23/06/2015 13:01 BST | Updated 23/06/2016 06:59 BST

10 Signs You Desperately Need Some 'Me' Time

Bathroom time is the only "me" time (most of the time) so when there is someone else with the children, like your partner or a friend, you spend a long time peeing. Not only that, just so that you can have a guilt-free stay in the bathroom, you end up making yourself do a second pee after the first has stopped.

If you have young kids then your life probably revolves around them. This is not always something you choose to do, it just happens. The promise from other parents that "it only lasts a few years so make the most of it" only serves to trap you further into this lifestyle of offspring servitude. They have made you think it will be over soon, but, there are times when "soon" is too far and you really need a break NOW.

Here are 10 signs that you have fallen into this trap and need to arrange childcare for a WHOLE day to spend it on yourself:

1. All you do is talk about your kids. When you are with them, when you are without them. I'm sure everyone you come into contact with, from the postman to the call centre guy trying to help you with a PPI claim you never had, wants to hear every little detail about them. After all, what could be more interesting than a toddler's eating habits or pooing trouble? But maybe, just maybe, for an apocalyptic change you could try talking about something else.

2. You never get time to look in the mirror. You are so rushed off your feet, so busy with the kids that you don't even remember what you look like. In your mind you still look like your 25 year old self, which, lets face it, was slimmer and more attractive, or Megan Fox. Now there's nothing wrong with thinking you look great, unless of course, it means you're on your fourth cookie of the hour and your most vigorous form of exercise is carrying the baby car seat.

3. When you do look in the mirror, you realise you've turned into a man. The upper lip is sprouting a moustache, which you never get to wax and your eyebrows have definitely got a Stephen Frost look. And even though a pregnancy is supposed to be the most womanly of all stages in life, it has left you with some seriously messed up hormones resulting in little hairs growing under your chin.

4. You aimlessly wander around the house in the middle of the night. If you are woken at 3am by the kids - who are we kidding? WHEN you are woken at 3am by the kids, after you finally succeed in putting them back to sleep, you struggle to sleep yourself. Instead, you get out of the bedroom, away from your sleeping partner (strongly fighting the urge to pinch his soundly sleeping self) and you just sit in the hallway or another room doing nothing...thinking, wondering. Even though you are tired beyond belief. You actually begin to cherish those few minutes of alone time...until you realise you have to be up in a few hours, oh crap! Now the pressure of trying to get some sleep is on. Once back in bed, your sleep has suddenly departed, that's just great, so you're left to make plans as to what to do with the kids tomorrow, while accidentally (ahem) elbowing your partner a few times. Either that, or you are so sleep deprived, you hallucinated the whole thing.

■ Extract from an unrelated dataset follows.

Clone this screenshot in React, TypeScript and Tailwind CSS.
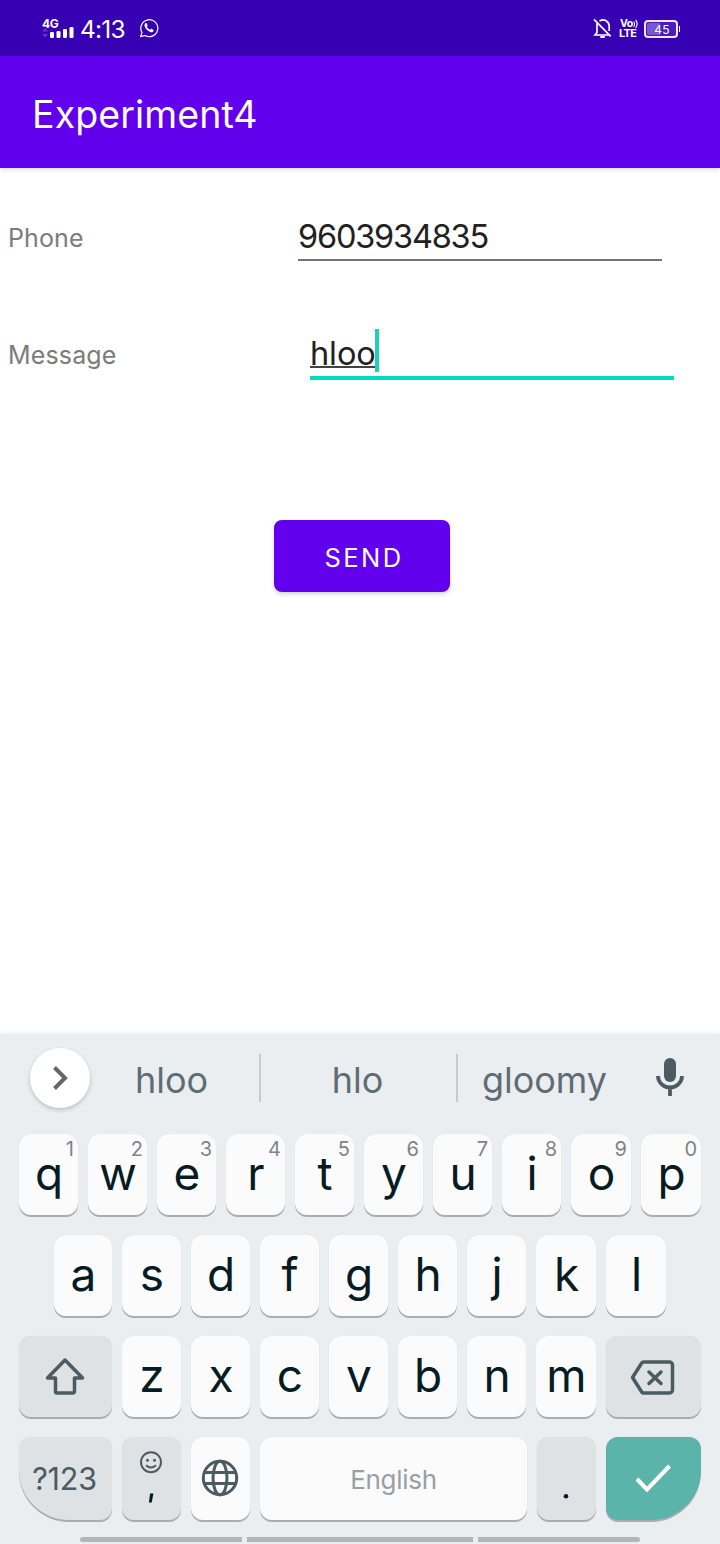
import type { ReactNode } from "react";

type LetterKey = { label: string; hint?: string; width: string };

const W59 = "w-[59px]";
const W60 = "w-[60px]";

const topRow: LetterKey[] = [
  { label: "q", hint: "1", width: W59 },
  { label: "w", hint: "2", width: W59 },
  { label: "e", hint: "3", width: W59 },
  { label: "r", hint: "4", width: W59 },
  { label: "t", hint: "5", width: W59 },
  { label: "y", hint: "6", width: W59 },
  { label: "u", hint: "7", width: W59 },
  { label: "i", hint: "8", width: W59 },
  { label: "o", hint: "9", width: W60 },
  { label: "p", hint: "0", width: W60 },
];

const homeRow: LetterKey[] = [
  { label: "a", width: "w-[58px]" },
  { label: "s", width: W59 },
  { label: "d", width: W59 },
  { label: "f", width: W59 },
  { label: "g", width: W59 },
  { label: "h", width: W59 },
  { label: "j", width: W59 },
  { label: "k", width: W60 },
  { label: "l", width: W60 },
];

const bottomRow: LetterKey[] = [
  { label: "z", width: W59 },
  { label: "x", width: W59 },
  { label: "c", width: W59 },
  { label: "v", width: W59 },
  { label: "b", width: W59 },
  { label: "n", width: W59 },
  { label: "m", width: W60 },
];

function Key({ className, children }: { className: string; children?: ReactNode }) {
  return (
    <button
      className={`relative flex shrink-0 items-center justify-center shadow-[0_2px_0_#aaadaf,0_0_1px_rgba(0,0,0,0.12)] ${className}`}
    >
      {children}
    </button>
  );
}

function Letter({ item }: { item: LetterKey }) {
  return (
    <Key className={`h-[81px] rounded-[12px] bg-[#fbfbfb] ${item.width}`}>
      <span className="pb-[3px] pl-px text-[46px] leading-[46px] font-normal text-[#061c25]">{item.label}</span>
      {item.hint && (
        <span className="absolute top-[4px] right-[4px] text-[20px] leading-[22px] font-normal text-[#7c8588]">
          {item.hint}
        </span>
      )}
    </Key>
  );
}

function StatusBar() {
  return (
    <header className="flex h-[56px] items-start justify-between bg-[#3700b3] pr-[40px] pl-[40px] text-white">
      <div className="flex">
        <div className="flex w-[40px] flex-col pt-[17px]">
          <span className="h-[10px] pl-[2px] text-[12px] leading-[13px] font-bold tracking-[-0.3px]">4G</span>
          <svg width="36" height="12" viewBox="0 0 36 12" fill="#fff">
            <path d="M2 4.6 5 1l3 3.6zM2 7h6l-3 3.6z" opacity=".22" />
            <rect x="10" y="5" width="4" height="6" rx="1.2" />
            <rect x="16.5" y="4" width="4" height="7" rx="1.2" />
            <rect x="23" y="2" width="4" height="9" rx="1.2" />
            <rect x="29.5" y="0" width="4" height="11" rx="1.2" />
          </svg>
        </div>
        <span className="w-[58px] pt-[15px] text-[24.5px] leading-[29px] font-normal tracking-[-0.8px]">4:13</span>
        <svg className="mt-[17px]" width="22" height="22" viewBox="0 0 22 22">
          <path
            d="M2.6 19.6 4 15.5A8.5 8.5 0 1 1 7 18.5z"
            fill="none"
            stroke="#fff"
            strokeWidth="1.2"
            strokeLinejoin="round"
          />
          <path
            d="M8.5 6.2c-.4-.3-.9-.2-1.200.1-.8.8-1 1.900-.6 3 1 2.700 3 4.700 5.700 5.700 1.100.4 2.300.1 3-.7.4-.4.4-1 0-1.300l-1.600-1c-.4-.3-.9-.2-1.200.2l-.5.6c-1.500-.6-2.600-1.700-3.300-3.100l.6-.7c.3-.3.3-.7.1-1.100z"
            fill="#fff"
          />
        </svg>
      </div>
      <div className="flex">
        <svg className="mt-[17px]" width="24" height="24" viewBox="0 0 24 24" fill="none" stroke="#fff" strokeWidth="1.7">
          <path d="M5 6.300v9.200L3 18h14.500M7.500 4.100C12 .9 17.200 4.500 17.200 9v5" />
          <path d="M2 2.300 18.700 19.300" />
          <path d="M8.300 20h4.500" strokeWidth="2" />
        </svg>
        <div className="flex w-[28px] flex-col pt-[19px] pl-[3px]">
          <div className="flex h-[9px] items-center pl-px">
            <span className="text-[10.500px] leading-[9px] font-bold tracking-[-0.5px]">Vo</span>
            <svg width="6" height="10" viewBox="0 0 6 10" fill="none" stroke="#fff" strokeWidth="1.100">
              <path d="M.7 2.500q1.600 2.500 0 5.500M2.600.8q3 4 0 8.200" />
            </svg>
          </div>
          <span className="text-[11px] leading-[11px] font-bold tracking-[-0.6px]">LTE</span>
        </div>
        <div className="flex items-center self-start pt-[20px]">
          <div className="relative flex h-[18px] w-[34px] items-center justify-center rounded-[4px] border-2 border-white/90 bg-[#4b1cb9]">
            <div className="absolute top-px bottom-px left-px w-[13px] rounded-l-[2px] bg-[#7957cf]" />
            <span className="relative pt-[2px] pl-[2px] text-[12px] leading-[12px] tracking-[0.2px]">45</span>
          </div>
          <div className="ml-[1px] h-[6px] w-px bg-white" />
        </div>
      </div>
    </header>
  );
}

function Suggestions() {
  return (
    <div className="flex h-[100px] items-start text-[36px] leading-[48px] font-normal text-[#5f6c72]">
      <button className="mt-[14px] ml-[30px] flex size-[60px] items-center justify-center rounded-full bg-white shadow-[0_2px_4px_rgba(0,0,0,0.2)]">
        <svg width="20" height="28" viewBox="0 0 20 28" fill="none" stroke="#666" strokeWidth="4">
          <path d="M4.500 3.500 15 14 4.500 24.500" />
        </svg>
      </button>
      <span className="mt-[22px] w-[163px] text-center">hloo</span>
      <span className="mt-[20px] ml-[6px] h-[48px] w-[2px] bg-[#c7cbce]" />
      <span className="mt-[22px] w-[193px] text-center">hlo</span>
      <span className="mt-[20px] ml-[2px] h-[48px] w-[2px] bg-[#c7cbce]" />
      <span className="mt-[22px] w-[173px] text-center">gloomy</span>
      <svg className="mt-[22px] ml-[23px]" width="32" height="42" viewBox="0 0 32 42">
        <rect x="10" y="2" width="12" height="24" rx="6" fill="#4b5b63" />
        <path d="M4 20a12 11.500 0 0 0 24 0M16 31.500V40" fill="none" stroke="#4b5b63" strokeWidth="3.800" />
      </svg>
    </div>
  );
}

function Keyboard() {
  return (
    <section className="flex h-[510px] flex-col bg-[#ebeef1] shadow-[0_-1px_4px_rgba(0,0,0,0.08)]">
      <Suggestions />
      <div className="flex flex-col gap-[20px] pl-[19px]">
        <div className="flex gap-[10px]">
          {topRow.map((k) => (
            <Letter key={k.label} item={k} />
          ))}
        </div>
        <div className="flex gap-[10px] pl-[35px]">
          {homeRow.map((k) => (
            <Letter key={k.label} item={k} />
          ))}
        </div>
        <div className="flex gap-[10px]">
          <Key className="h-[81px] w-[93px] rounded-[12px] bg-[#dee2e5]">
            <svg width="42" height="42" viewBox="0 0 42 42" fill="none" stroke="#4b5b63" strokeWidth="3.500" strokeLinejoin="round">
              <path d="M20 4 37.500 22H29.500v13.500a1.500 1.500 0 0 1-1.500 1.500H12a1.500 1.500 0 0 1-1.500-1.500V22H2.500z" />
            </svg>
          </Key>
          {bottomRow.map((k) => (
            <Letter key={k.label} item={k} />
          ))}
          <Key className="h-[81px] w-[95px] rounded-[12px] bg-[#dee2e5]">
            <svg className="mr-[2px]" width="46" height="38" viewBox="0 0 46 38" fill="none" stroke="#4b5b63" strokeWidth="3.500" strokeLinejoin="round">
              <path d="M13.500 4H39.500a3 3 0 0 1 3 3v25a3 3 0 0 1-3 3H13.500a2 2 0 0 1-1.600-.8L2.500 19.500 11.900 4.800A2 2 0 0 1 13.500 4z" />
              <path d="m19 14 12 11.500m0-11.500-12 11.500" strokeLinecap="round" />
            </svg>
          </Key>
        </div>
        <div className="flex gap-[10px]">
          <Key className="h-[83px] w-[93px] rounded-[12px] rounded-bl-[50px] bg-[#dee2e5]">
            <span className="pr-[2px] text-[30.500px] leading-[80px] font-normal tracking-[-0.2px] text-[#4b5b63]">?123</span>
          </Key>
          <Key className="h-[83px] w-[59px] rounded-[12px] bg-[#dee2e5]">
            <svg width="30" height="60" viewBox="0 0 30 60">
              <g fill="none" stroke="#4b5b63" strokeWidth="2">
                <circle cx="14" cy="13.200" r="10" />
                <path d="M9 16.200q5 4.500 10 0" />
              </g>
              <g fill="#4b5b63">
                <circle cx="10.500" cy="11.200" r="1.500" />
                <circle cx="17.500" cy="11.200" r="1.500" />
              </g>
              <path d="M13.100 44.500h3.300l-1.700 9h-2.800z" fill="#061c25" />
            </svg>
          </Key>
          <Key className="h-[83px] w-[59px] rounded-[12px] bg-[#fbfbfb]">
            <svg className="mr-px mb-px" width="40" height="40" viewBox="0 0 40 40" fill="none" stroke="#4b5b63" strokeWidth="3">
              <circle cx="20" cy="20" r="16.700" />
              <ellipse cx="20" cy="20" rx="7" ry="16.700" />
              <path d="M4.500 14.500h31M4.500 25.500h31" />
            </svg>
          </Key>
          <Key className="h-[83px] w-[267px] rounded-[12px] bg-[#fbfbfb]">
            <span className="pt-[2px] text-[26px] leading-[80px] font-normal tracking-[-0.3px] text-[#9a9fa3]">English</span>
          </Key>
          <Key className="h-[83px] w-[59px] rounded-[12px] bg-[#dee2e5]">
            <svg width="20" height="60" viewBox="0 0 20 60">
              <circle cx="9" cy="47.200" r="2.300" fill="#061c25" />
            </svg>
          </Key>
          <Key className="h-[83px] w-[95px] rounded-[12px] rounded-br-[50px] bg-[#5bb4aa]">
            <svg className="mr-px mb-px" width="40" height="32" viewBox="0 0 40 32" fill="none" stroke="#fff" strokeWidth="4">
              <path d="m4 17 10 10.500L36.500 4" />
            </svg>
          </Key>
        </div>
      </div>
      <div className="mt-[17px] flex h-[5px] gap-[5px] pl-[80px]">
        <span className="w-[162px] rounded-l-full bg-[#b3b6b9]" />
        <span className="w-[226px] bg-[#b3b6b9]" />
        <span className="w-[162px] rounded-r-full bg-[#b3b6b9]" />
      </div>
    </section>
  );
}

export default function App() {
  return (
    <div className="flex h-[1544px] w-[720px] flex-col overflow-hidden bg-white font-['Inter','Liberation_Sans',sans-serif]">
      <StatusBar />
      <div className="flex h-[112px] items-center bg-[#6200ee] pl-[32px] shadow-[0_1px_5px_rgba(0,0,0,0.18)]">
        <h1 className="pt-[6px] text-[37.500px] leading-[48px] font-normal tracking-[0.100px] text-white">Experiment4</h1>
      </div>
      <main className="flex h-[866px] flex-col">
        <div className="flex h-[93px] items-start pl-[8px]">
          <label className="mt-[54px] w-[290px] text-[25px] leading-[32px] font-normal tracking-[0.100px] text-[#7c7c7c]">Phone</label>
          <div className="flex h-[93px] w-[364px] flex-col border-b-2 border-[#757575] pt-[48px] text-[32.500px] leading-[42px] font-normal tracking-[-1.200px] text-[#212121]">
            9603934835
          </div>
        </div>
        <div className="mt-[68px] flex h-[51px] items-start pl-[8px]">
          <label className="mt-[10px] w-[302px] text-[25px] leading-[32px] font-normal tracking-[0.150px] text-[#7c7c7c]">Message</label>
          <div className="flex h-[51px] w-[364px] items-start border-b-4 border-[#03dac5] text-[32.500px] leading-[42px] font-normal text-[#212121]">
            <div className="mt-[3px] h-[36px] w-[66px] border-b-2 border-[#212121]/85 pt-px tracking-[-0.100px]">hloo</div>
            <span className="-ml-px h-[43px] w-[4px] bg-[#1ecfbc]" />
          </div>
        </div>
        <button className="mt-[140px] ml-[274px] h-[72px] w-[176px] rounded-[8px] bg-[#6200ee] pt-[3px] pl-[4px] text-[25.500px] leading-[32px] font-normal tracking-[2.400px] text-white shadow-[0_2px_4px_rgba(0,0,0,0.18)]">
          SEND
        </button>
      </main>
      <Keyboard />
    </div>
  );
}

5. You can make yourself double pee. Bathroom time is the only "me" time (most of the time) so when there is someone else with the children, like your partner or a friend, you spend a long time peeing. Not only that, just so that you can have a guilt-free stay in the bathroom, you end up making yourself do a second pee after the first has stopped. Sometimes, if you are reading a particularly interesting article on your Facebook newsfeed, you can stretch it to three pees. If there was an award for the longest pee or pees, you would win it hands down.

6. When someone asks you what your hobbies are, you look at them like they've suddenly turned into an ape doing the gangnam style (a look of bewilderment and disbelief, turning into a laugh). Hobbies? What the hell are hobbies? I have two kids under the age of four. That is my life!

7. You consider breastfeeding as break/gym time. This is the only time you can sit on your butt (other than when on the loo) without feeling guilty. You can use your phone, check emails and browse the net and provided you don't drop the phone on your baby (yes, we have all done it!) it kinda feels like a break. Not to forget that you can burn up to 500 calories a day, that's the most intensive exercise you have done for years!

8. You struggle to walk without a buggy. You are so used to pushing that buggy wherever you go, that you don't think you can walk without one. When you try, you are all over the place, knocking into strangers, bumping into lamp posts. And all you can think is where the hell are you supposed to put your shopping.

9. You start imagining Peppa Pig's life growing up. What will her high school and university life be like? Who will she marry and how many kids will she have? After all, if it was up to your kids those episodes will eventually air.

10. Your favourite songs are nursery rhymes. You sing them ALL the time, in the shower or long after the kids have gone to bed. You have even made your own dance moves to them. You have got so good, you rock those nursery rhymes! Now you just have to fight the urge to sing them in public.

If you are guilty of any of the above, then take time out for yourself. And if you know someone who reminds you of any of these, whether it be your partner or a friend, help them to some time out. You will be doing everyone a favour!